Die Grundvoraussetzungen seien für Frauen in der DDR (wo Abtreibungen erlaubt waren) besser gewesen, die Gleichberechtigung zumindest Gesetz. Doch in der praktischen Umsetzung hätten sich die Männer dann doch als Bremsklötze für den beruflichen oder auch politischen Aufstieg erwiesen.
Skurrile Verbote
Und natürlich erweist sich das Regime als Bremsklotz für die literarische Karriere auf ziemlich bizarre Art und Weise im Fall von Helga Schubert. Da wird die Veröffentlichung des Buchs „Das verbotene Zimmer“ zwar in der DDR verboten, „alles sei mit einer dunklen Folie überzogen“, so die Begründung. Aber im westdeutschen Luchterhand-Verlag dürfe es erscheinen, die Deviseneinnahmen zieht das Urheberrechtsbüro ein und zahlt es Schubert „1:1 in der DDR-Währung“ aus.

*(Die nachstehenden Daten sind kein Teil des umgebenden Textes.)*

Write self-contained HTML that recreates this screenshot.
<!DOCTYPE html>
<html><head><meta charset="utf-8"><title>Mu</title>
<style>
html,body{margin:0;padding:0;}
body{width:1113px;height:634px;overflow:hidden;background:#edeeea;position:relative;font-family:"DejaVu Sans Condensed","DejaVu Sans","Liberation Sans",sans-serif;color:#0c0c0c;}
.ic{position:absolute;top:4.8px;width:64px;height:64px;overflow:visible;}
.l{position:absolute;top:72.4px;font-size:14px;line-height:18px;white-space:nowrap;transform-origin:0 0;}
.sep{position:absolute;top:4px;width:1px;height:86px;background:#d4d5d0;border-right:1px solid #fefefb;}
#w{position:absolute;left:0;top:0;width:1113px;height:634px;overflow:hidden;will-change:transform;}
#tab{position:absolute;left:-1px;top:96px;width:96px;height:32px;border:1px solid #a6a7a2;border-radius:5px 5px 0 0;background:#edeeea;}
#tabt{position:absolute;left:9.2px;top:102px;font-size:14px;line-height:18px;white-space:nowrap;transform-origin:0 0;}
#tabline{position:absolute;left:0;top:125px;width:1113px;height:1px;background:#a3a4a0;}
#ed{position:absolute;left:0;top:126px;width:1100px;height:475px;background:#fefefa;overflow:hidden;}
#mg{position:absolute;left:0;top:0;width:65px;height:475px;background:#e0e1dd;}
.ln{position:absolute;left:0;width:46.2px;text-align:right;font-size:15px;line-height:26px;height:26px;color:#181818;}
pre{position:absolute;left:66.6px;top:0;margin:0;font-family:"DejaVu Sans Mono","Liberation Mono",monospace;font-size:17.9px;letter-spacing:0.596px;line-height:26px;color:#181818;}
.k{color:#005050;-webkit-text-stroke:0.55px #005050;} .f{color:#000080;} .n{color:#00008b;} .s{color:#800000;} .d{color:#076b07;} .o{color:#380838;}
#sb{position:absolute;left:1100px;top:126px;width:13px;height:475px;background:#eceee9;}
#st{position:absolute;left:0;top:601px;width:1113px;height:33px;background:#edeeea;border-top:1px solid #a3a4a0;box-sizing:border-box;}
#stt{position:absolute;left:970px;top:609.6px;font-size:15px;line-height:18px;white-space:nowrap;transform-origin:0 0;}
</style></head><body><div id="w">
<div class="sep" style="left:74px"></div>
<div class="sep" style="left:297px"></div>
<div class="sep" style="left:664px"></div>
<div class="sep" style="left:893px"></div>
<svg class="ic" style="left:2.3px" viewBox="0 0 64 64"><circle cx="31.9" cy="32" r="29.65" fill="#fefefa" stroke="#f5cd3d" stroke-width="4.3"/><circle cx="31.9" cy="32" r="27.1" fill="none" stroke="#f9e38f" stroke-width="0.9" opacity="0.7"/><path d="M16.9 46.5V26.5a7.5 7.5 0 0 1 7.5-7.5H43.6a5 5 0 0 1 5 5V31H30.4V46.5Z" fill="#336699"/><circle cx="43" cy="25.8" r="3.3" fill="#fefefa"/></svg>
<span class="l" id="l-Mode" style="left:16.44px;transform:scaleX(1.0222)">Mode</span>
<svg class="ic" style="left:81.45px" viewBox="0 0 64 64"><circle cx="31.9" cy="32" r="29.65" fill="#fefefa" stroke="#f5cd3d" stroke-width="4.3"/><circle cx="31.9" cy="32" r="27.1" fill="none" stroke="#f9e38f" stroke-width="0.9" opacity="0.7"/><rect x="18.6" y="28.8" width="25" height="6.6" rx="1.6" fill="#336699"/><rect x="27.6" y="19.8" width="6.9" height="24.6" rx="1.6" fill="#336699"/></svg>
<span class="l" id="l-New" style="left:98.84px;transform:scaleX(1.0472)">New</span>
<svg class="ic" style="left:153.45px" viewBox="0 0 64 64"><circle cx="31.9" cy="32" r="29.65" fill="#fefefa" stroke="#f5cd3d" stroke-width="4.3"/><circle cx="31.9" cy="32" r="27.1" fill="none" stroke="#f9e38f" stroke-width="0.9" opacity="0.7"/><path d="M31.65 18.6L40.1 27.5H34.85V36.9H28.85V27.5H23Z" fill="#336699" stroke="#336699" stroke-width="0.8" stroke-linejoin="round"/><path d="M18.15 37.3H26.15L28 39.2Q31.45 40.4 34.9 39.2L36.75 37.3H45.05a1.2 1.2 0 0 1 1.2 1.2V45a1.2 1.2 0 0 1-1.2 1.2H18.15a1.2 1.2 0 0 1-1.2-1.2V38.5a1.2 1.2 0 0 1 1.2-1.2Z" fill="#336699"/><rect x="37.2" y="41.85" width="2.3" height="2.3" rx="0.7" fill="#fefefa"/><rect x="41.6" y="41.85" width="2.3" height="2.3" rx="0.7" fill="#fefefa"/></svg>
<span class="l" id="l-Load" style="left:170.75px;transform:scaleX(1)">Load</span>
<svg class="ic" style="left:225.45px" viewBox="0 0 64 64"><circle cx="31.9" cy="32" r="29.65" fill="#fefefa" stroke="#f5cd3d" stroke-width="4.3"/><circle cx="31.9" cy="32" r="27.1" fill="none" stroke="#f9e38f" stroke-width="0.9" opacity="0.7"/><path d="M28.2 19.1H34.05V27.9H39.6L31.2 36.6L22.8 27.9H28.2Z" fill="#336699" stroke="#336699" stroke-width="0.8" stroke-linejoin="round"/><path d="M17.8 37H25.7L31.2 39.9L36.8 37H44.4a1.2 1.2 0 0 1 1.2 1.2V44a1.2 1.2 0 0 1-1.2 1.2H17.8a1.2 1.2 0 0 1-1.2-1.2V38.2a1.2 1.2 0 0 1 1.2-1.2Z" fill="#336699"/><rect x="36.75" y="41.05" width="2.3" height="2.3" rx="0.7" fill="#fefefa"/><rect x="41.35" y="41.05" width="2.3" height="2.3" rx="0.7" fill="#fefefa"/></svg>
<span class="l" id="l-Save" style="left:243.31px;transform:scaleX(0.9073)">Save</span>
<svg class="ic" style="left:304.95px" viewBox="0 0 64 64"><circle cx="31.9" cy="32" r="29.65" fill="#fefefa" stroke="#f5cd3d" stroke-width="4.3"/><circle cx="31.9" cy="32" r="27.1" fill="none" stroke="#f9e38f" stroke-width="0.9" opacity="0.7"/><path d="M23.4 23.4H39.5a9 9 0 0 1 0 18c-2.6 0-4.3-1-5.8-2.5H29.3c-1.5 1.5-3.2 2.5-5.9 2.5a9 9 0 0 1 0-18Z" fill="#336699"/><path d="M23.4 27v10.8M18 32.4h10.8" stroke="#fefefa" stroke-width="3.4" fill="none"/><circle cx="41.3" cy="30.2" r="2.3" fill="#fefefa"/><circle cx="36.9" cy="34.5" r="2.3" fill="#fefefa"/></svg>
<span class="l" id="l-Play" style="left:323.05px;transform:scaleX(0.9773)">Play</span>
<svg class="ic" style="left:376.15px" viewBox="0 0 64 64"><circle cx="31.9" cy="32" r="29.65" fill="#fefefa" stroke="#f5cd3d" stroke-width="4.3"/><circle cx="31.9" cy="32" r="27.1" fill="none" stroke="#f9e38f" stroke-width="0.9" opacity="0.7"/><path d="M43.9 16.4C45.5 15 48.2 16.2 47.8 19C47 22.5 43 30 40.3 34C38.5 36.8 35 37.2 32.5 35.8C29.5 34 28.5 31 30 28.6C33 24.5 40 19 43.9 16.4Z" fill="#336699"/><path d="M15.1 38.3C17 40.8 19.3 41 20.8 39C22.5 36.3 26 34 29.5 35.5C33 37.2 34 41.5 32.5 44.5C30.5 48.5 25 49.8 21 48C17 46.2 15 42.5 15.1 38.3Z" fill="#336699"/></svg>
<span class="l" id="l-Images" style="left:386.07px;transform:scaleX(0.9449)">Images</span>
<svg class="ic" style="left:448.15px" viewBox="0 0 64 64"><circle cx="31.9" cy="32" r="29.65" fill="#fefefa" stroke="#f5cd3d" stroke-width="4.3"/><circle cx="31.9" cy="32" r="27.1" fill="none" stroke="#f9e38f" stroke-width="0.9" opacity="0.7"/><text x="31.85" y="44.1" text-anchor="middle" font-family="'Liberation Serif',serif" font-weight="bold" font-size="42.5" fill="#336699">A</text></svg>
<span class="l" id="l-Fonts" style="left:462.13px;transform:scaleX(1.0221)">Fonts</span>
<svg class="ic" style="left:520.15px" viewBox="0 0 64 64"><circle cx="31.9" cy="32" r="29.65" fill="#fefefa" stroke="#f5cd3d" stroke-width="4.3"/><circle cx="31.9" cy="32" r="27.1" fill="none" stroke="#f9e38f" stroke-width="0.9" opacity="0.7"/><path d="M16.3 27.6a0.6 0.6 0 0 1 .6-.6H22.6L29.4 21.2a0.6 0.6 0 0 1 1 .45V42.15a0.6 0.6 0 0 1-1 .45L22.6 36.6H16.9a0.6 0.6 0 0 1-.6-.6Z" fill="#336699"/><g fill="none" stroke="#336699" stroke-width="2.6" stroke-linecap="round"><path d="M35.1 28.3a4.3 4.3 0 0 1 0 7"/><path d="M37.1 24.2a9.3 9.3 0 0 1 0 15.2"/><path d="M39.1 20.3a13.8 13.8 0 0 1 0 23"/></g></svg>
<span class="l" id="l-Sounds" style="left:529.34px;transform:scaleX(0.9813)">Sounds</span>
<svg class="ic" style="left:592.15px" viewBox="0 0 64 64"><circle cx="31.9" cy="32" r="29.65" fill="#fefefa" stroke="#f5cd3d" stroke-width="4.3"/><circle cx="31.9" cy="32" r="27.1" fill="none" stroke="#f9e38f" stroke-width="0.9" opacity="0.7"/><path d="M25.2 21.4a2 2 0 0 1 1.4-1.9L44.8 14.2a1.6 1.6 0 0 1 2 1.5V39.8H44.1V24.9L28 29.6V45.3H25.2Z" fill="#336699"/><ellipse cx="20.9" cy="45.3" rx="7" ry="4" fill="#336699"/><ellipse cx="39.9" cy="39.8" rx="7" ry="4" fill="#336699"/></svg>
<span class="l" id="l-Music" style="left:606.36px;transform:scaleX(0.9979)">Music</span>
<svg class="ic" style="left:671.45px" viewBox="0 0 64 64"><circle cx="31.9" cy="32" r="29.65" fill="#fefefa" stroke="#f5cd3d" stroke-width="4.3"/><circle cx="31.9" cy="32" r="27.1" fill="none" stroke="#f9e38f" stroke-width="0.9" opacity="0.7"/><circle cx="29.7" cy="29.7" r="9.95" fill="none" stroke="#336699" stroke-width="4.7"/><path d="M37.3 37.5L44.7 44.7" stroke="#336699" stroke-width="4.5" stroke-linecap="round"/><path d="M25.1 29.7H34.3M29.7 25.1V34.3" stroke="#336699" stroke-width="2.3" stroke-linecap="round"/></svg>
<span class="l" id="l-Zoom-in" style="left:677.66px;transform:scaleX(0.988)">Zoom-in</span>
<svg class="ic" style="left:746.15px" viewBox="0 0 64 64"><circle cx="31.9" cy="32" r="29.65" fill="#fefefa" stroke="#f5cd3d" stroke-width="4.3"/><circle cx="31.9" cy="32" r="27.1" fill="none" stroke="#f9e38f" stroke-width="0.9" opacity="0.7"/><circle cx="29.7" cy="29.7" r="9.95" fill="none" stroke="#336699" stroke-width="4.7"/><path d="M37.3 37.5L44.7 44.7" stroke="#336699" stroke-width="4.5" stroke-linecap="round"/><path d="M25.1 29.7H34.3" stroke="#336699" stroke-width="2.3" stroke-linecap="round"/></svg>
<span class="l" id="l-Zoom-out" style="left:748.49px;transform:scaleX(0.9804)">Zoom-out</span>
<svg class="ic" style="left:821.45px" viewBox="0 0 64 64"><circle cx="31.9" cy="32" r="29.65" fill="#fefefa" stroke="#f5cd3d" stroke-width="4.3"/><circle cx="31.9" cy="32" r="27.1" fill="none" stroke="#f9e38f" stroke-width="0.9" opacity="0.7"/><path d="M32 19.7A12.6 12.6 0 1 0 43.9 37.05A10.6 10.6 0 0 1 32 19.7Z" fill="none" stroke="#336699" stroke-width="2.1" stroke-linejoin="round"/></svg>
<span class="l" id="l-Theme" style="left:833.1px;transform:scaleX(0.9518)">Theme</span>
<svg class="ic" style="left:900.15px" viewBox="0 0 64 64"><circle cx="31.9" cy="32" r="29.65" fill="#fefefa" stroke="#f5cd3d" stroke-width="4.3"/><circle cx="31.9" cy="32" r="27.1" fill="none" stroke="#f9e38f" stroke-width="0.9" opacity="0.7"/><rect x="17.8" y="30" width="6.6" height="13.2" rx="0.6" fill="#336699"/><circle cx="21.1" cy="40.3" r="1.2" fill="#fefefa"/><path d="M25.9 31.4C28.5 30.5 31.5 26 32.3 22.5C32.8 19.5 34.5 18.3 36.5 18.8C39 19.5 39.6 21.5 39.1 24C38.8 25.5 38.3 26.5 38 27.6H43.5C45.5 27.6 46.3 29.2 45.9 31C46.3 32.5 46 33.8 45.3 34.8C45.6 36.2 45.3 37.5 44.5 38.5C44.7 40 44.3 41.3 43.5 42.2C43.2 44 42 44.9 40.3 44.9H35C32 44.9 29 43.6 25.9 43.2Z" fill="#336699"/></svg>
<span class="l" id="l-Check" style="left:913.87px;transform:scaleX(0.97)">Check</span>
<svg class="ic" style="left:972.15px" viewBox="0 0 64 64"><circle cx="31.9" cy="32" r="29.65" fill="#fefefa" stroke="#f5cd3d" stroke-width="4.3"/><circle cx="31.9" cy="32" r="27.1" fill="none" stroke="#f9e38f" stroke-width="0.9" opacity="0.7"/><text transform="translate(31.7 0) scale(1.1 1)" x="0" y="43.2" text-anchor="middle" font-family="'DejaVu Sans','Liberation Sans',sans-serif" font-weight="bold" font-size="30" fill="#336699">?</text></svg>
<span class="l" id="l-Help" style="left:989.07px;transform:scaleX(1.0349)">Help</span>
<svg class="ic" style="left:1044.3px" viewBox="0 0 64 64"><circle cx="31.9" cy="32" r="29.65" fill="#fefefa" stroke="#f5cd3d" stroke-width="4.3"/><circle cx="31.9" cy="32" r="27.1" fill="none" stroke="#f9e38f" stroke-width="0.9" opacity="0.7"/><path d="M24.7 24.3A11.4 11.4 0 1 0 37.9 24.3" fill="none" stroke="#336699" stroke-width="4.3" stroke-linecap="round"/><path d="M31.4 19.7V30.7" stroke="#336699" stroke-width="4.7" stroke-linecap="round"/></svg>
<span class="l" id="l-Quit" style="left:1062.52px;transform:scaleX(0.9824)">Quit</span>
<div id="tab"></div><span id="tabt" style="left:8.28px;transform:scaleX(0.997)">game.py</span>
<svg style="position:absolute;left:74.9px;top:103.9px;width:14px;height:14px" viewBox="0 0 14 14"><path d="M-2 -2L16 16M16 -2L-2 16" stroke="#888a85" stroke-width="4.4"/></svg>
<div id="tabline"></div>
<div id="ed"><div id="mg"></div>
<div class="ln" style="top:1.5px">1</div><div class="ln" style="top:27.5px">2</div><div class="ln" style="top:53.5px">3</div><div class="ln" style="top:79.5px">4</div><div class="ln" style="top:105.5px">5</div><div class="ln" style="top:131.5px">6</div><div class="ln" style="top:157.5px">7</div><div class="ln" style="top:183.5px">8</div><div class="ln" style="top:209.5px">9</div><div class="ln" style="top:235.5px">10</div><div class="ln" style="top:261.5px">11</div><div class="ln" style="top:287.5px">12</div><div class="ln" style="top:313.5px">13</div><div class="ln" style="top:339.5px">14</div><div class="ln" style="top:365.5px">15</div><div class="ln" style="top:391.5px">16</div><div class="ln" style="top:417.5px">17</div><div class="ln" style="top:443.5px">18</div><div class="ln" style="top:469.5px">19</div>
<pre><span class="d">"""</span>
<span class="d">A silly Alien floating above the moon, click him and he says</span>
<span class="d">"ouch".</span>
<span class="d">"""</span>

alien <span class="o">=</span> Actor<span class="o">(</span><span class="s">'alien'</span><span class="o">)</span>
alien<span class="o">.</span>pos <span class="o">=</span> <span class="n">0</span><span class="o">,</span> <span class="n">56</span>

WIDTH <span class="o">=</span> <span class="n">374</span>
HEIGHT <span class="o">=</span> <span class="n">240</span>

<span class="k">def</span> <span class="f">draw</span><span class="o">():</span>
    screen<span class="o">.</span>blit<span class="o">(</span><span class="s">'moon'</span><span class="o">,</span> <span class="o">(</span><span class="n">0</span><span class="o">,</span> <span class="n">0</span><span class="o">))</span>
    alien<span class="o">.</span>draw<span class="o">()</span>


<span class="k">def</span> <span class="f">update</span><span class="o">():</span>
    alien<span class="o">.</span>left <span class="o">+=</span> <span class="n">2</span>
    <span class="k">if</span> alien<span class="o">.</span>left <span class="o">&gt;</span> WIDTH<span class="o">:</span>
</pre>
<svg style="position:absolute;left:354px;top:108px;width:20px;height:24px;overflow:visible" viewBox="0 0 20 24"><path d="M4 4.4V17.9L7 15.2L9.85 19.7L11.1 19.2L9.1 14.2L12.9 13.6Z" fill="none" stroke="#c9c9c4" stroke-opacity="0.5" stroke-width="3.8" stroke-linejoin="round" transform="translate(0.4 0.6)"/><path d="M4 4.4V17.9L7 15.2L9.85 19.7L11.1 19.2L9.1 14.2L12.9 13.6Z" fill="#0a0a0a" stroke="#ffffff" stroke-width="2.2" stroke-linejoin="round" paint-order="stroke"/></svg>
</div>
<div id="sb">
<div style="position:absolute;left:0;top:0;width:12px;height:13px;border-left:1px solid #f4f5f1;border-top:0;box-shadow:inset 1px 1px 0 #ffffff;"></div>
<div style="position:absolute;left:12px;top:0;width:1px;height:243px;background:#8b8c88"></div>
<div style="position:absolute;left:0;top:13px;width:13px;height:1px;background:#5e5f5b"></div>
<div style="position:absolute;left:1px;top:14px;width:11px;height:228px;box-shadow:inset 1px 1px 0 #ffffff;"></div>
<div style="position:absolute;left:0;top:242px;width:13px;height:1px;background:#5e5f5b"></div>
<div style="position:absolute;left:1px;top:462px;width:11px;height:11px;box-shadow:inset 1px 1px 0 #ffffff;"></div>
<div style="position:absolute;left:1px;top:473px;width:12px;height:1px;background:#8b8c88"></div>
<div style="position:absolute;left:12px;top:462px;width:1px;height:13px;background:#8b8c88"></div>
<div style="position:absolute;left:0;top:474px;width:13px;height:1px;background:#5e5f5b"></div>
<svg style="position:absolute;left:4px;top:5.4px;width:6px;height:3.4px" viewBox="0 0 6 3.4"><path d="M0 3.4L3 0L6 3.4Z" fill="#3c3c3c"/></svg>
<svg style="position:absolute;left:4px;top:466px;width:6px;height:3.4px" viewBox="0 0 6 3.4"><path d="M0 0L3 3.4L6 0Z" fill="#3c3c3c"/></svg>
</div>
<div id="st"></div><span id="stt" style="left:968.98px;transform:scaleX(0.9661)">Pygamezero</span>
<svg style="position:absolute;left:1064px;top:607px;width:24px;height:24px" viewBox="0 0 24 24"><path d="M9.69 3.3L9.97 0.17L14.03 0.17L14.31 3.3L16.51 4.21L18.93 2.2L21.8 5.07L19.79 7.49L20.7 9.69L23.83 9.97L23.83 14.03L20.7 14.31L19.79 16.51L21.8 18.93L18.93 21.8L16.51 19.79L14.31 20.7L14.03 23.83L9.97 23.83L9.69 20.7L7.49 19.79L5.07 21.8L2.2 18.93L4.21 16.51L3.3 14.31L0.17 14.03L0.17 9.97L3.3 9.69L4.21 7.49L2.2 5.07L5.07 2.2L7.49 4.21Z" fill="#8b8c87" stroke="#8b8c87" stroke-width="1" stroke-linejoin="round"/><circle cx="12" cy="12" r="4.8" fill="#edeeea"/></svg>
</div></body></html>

Im nächsten Schritt darf sie den westdeutschen Fallada-Preis nicht annehmen als Gegenleistung wird der Druck des Buches im Osten in Aussicht gestellt und das Resultat (in dem drei Geschichten fehlten) mit dem dortigen Heinrich-Mann-Preis ausgezeichnet. „Genau genommen hätte man verrückt werden können.“
Umgang mit den Tätern
Selbstredend wurde sie aufgrund ihrer Texte und ihrer Verbindungen zu kritischen Zirkeln von der Stasi überwacht. Doch neben dem wortgetreuen Abdruck von Berichten über sie, macht sich Schubert Gedanken darüber, wie sie nach dem Ende der DDR mit solchen Menschen umgehen könnte. Müsse man zwischen „totalitärem System und Tatbeteiligtem unterscheiden“? „Gibt es die Wandlung vom Saulus zum Paulus? Man lebt sicher glücklicher und mehr in der Gegenwart, wenn man diese Wandlung für möglich hält.“
Und so mahnt sie, dass Demokratie und freie Gesellschaft unbedingt geschützt und erhalten bleiben mögen. Denn: „Das Schlimmste an der Diktatur ist die Humorlosigkeit. Sie bekämpft Witze über die Herrschenden, schreibt die Wortwahl vor, plötzlich darf man von einem auf den anderen Tag den Krieg nicht mehr Krieg nennen, sie hasst das Doppeldeutige, die Ambivalenz, schließlich die menschliche Realität.“
Schwarz oder rosa?
Doch es gibt auch amüsante Passagen: Der Unterschied zwischen DDR-Frau und Westfrau liege darin, dass, wenn sie einen schwarzen Pullover haben möchten, es aber keinen gibt, Folgendes passiere: „Die Westfrau kauft keinen, aber wir kaufen aus Mitleid nicht nur mit der Verkäuferin den rosafarbenen Pullover. Zu Hause werden wir ihn schwarz färben. Das macht uns so liebenswert.“
Liebenswert und vor allem sanft, aber dennoch beharrlich, wie Wasser, dessen steter Tropfen den Stein höhlt - so blickt diese alterskluge Schriftstellerin auf das Leben.
Helga Schubert: Luft zum Leben. Geschichten vom Übergang. dtv Verlag, 288 S., 24 Euro.